The workshop, which took place on the first day of the two day CROSQ Council meeting, focused strictly on the increasing energy portfolio of the CROSQ network – namely the Regional Energy Efficiency Building Code (REEBC) Project, which is partnered with the GIZ-REETA programme (German Development Agency, Renewable Energy Efficiency Technical Assistance programme); and the Renewable Energy and Energy Efficiency (R3E) Project, which is funded by the German National Metrology Institute (PTB).
Technical Officer, Communication and Information, Ms. Latoya Burnham, who conceptualised the seminar, along with other technical staff of the CROSQ Secretariat explained that the key objective was awareness.
“The main things we wanted our directors to walk away with were – an understanding of the progress made thus far with our energy projects; what the next steps would be, and what would be needed in terms of collaborations and cooperation to make our outcomes successful. Primary among all this of course, was to also hear what their concerns were; their thoughts on the Energy Roadmap that has been devised with considerable CARICOM Energy Unit input and their suggestions to us that could make it all happen.
“The manner in which CROSQ functions makes all our project implementation at the national level; so whatever we do at the Secretariat, has to be rolled out on the ground among our regional people. So at every stage, the consultation, buy-in and clear ideas of the roles different parties have to play must be a central thread,” she stated.
As such, the Communication Officer said she believed their objectives were reached, especially as far as Member States understanding what comes next, how and why.
For the R3E Project, there was a major stakeholder meeting in Guyana in late October, and the Draft Minimum Energy Performance Standards for Energy Efficiency Buildings in the REEBC Project was still in Member States for comment and feedback, a process that remained open until the end of November 2017.
Activities will intensify in 2018 - with the expected approval of the REEBC by the CARICOM Council for Trade and Economic Development (COTED) and then the development of model legislation for the REEBC along with conferences and stakeholder engagements; and too, the declaration of regional standards for energy efficient lighting, air conditioners and refrigerators in the R3E Project, along with strengthening of laboratory testing capabilities for energy efficiency in these devices.
There will also be a pilot project for the energy efficient labelling scheme in select countries.
There is a new chairperson at the helm of the CARICOM Regional Organisation for Standards and Quality (CROSQ).
Dr. Renae Ferguson-Bufford, who is also Director of the Bahamas Bureau of Standards and Quality (BBSQ), was selected to office during the 31st Meeting of the Council of CROSQ, held in St.

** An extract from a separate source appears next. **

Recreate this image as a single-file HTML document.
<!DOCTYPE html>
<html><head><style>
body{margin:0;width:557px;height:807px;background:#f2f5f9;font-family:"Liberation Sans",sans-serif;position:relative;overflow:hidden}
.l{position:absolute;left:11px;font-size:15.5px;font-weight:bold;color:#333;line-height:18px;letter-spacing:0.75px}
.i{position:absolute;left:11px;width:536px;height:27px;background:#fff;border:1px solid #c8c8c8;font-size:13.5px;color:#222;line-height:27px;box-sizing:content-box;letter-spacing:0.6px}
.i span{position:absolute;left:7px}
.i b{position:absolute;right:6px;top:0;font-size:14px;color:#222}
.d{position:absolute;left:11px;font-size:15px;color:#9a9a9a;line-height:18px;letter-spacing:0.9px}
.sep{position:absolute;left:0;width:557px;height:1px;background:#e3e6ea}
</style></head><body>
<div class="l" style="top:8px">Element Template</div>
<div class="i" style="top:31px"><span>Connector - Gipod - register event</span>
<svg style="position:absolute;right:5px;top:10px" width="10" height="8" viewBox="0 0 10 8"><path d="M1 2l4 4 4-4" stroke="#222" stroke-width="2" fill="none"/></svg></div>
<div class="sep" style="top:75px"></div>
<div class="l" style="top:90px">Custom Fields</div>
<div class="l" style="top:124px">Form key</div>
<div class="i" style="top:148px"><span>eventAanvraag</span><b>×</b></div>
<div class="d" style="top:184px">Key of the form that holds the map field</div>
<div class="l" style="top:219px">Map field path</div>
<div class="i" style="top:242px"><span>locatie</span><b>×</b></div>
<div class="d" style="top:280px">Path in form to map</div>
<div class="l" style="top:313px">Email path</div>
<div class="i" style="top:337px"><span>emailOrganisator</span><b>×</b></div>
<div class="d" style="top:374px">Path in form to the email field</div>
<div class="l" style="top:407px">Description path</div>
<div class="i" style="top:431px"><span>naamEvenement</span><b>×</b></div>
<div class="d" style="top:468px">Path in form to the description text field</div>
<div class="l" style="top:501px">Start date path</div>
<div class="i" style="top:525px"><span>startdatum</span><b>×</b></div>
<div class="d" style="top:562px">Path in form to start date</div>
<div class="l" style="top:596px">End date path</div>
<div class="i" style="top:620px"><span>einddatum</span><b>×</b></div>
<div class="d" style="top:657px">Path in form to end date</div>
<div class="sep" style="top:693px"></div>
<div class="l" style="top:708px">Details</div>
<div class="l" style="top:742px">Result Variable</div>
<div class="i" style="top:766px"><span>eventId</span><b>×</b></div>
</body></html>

Kitts and Nevis in October. She takes over the reins from outgoing chairman, Mr. Jose Trejo, Director of the Belize Bureau of Standards.

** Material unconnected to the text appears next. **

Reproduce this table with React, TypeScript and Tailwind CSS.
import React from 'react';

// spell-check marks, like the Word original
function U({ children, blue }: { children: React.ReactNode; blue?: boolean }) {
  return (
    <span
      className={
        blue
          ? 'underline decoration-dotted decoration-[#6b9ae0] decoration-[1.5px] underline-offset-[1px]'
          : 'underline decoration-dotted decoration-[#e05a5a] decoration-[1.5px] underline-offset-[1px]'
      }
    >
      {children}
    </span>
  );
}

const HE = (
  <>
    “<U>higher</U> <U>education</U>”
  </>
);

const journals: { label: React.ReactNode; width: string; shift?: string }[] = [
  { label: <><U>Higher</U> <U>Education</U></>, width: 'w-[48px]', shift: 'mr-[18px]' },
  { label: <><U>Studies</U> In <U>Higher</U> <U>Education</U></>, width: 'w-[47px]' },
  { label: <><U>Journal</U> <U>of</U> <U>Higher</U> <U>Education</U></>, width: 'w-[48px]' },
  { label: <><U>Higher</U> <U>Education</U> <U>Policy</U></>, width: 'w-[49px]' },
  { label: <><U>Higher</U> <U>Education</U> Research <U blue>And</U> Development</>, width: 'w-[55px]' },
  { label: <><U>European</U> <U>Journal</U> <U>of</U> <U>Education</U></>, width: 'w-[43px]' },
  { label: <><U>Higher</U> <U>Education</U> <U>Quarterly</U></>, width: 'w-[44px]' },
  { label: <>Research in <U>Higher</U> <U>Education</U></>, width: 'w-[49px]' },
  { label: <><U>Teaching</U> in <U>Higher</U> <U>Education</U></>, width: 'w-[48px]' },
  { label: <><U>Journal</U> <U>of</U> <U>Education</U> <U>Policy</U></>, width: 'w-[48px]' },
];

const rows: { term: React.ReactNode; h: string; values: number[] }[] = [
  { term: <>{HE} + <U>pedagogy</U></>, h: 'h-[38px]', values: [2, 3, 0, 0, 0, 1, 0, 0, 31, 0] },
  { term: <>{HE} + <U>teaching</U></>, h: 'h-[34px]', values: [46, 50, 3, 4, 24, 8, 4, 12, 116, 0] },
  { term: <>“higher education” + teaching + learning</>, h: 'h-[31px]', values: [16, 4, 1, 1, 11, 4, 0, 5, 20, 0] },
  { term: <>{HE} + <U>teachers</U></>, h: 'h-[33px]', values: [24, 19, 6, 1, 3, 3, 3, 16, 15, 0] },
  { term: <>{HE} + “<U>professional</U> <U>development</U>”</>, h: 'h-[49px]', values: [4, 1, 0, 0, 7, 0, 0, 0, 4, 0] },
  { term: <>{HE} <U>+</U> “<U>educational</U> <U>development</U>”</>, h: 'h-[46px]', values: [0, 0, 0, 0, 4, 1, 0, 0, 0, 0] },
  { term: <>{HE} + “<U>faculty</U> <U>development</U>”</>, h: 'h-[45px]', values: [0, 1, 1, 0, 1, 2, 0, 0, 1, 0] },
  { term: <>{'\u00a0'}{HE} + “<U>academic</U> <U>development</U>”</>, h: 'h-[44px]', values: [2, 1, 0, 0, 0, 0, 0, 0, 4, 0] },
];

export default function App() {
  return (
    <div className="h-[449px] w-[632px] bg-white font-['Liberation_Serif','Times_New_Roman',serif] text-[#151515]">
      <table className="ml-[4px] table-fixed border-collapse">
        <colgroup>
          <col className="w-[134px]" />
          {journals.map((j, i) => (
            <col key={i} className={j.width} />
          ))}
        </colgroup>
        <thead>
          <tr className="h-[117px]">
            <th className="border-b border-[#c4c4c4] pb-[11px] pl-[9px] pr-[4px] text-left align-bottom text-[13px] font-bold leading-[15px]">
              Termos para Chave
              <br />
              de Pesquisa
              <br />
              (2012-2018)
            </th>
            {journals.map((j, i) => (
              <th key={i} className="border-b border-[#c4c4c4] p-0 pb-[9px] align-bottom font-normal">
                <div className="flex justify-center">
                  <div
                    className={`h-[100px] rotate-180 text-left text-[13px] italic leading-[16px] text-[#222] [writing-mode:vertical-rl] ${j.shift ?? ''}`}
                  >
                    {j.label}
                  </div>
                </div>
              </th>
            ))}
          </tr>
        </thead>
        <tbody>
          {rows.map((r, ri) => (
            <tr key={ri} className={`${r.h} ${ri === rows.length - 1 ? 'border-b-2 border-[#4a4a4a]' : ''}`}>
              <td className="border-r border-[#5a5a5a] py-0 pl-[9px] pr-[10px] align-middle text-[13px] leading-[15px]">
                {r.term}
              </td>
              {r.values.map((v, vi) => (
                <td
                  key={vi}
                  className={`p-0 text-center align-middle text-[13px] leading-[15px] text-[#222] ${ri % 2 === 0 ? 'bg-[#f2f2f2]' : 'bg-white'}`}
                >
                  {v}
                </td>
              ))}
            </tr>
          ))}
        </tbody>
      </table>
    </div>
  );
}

In her incoming remarks, Dr. Ferguson-Bufford underscored her satisfaction with the work the CROSQ network of standards, metrology, accreditation and conformity assessment bodies has been engaged in over the years and her willingness to work through the CROSQ Secretariat to continue the work.
“I would really like to thank the CROSQ Council for the faith it has placed in me to take on this mantle of leadership. I know this is a great responsibility to lead the network of bureaux and I promise to strive to do what I can to ensure that the success we have enjoyed under past leaders continues. I would like to also thank our past directors who have led this body of agencies for the work they have done and the path they have blazed for me to continue,” said the incoming chairperson.

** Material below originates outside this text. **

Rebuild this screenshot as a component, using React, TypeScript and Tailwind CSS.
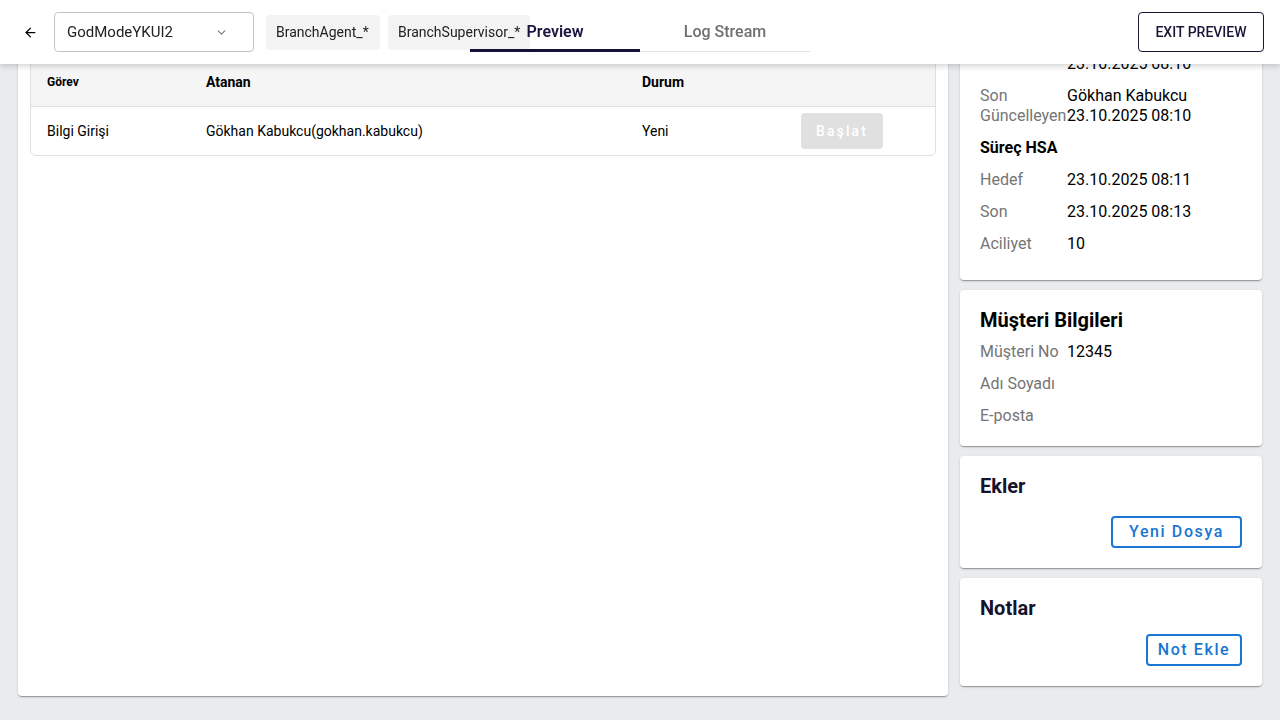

The new chair, took over from Belize Bureau of Standards Director, Mr. Jose Trejo, and will serve alongside Mrs. Candelle Walcott-Bostwick, Director of the Guyana National Bureau of Standards, who is Vice Chair.
Dr. Fergusson-Bufford shared her vision for what she would like to achieve during her tenure in the post:
“I believe my role as chairperson is to further progress the mandate of CROSQ and to expand its profile internationally; both in presence and voice. In fulfilling this vision and mission, as well as to ensure the strategic goals are being carried out effectively and efficiently and that regional initiatives are guided by individual national priorities, I will continue the governance, advocacy, and outreach effort to all, so as to support the sustainable production and trade of goods and services in the CARICOM Single Market and Economy and beyond.”
Dr. Ferguson-Bufford noted that during the tenure of the last two chairpersons, Mrs. Anthea Ishmael of the Barbados National Standards Institute and Mr. Jose Trejo, there was considerable work done to produce a Regional Quality Policy, and this was one of the initiatives she would like to see implemented during her term in office.
“I am in full agreement with the objectives as set out in our Regional Quality Policy and share the sentiments of our past directors that with this policy in place we can, as a region, really begin examining how we make quality a part of all our everyday life in nation building. If we want to see our competitiveness increase and level of innovation improved in the region, we have to be serious about making sure quality improvement systems are an integral part of our productive environment, and so I look forward to continuing that drive at the regional level to ensuring this thinking gets pride of place in action at the national level,” she said.
But her mandate, she noted, would also include ensuring that the Bahamas bureau continued its current path of development as well.
“At the bureau, we have a team of qualified, well trained Bahamians, who have demonstrated the competence, ability, dedication and commitment to ensure that every function of the Bureau is developed to achieve its objectives and by extension the overall value of the BBSQ as outlined in our Strategic Plan.
“In the past three to four years we have made significant strides at development, thanks to the efforts of the CROSQ fraternity of Member States and other external financing and technical assistance agencies. I know we will continue our trajectory of growth that will enable us not only to help our own citizens, but the rest of CARICOM as well by contributing to the development of our Regional Quality Infrastructure.”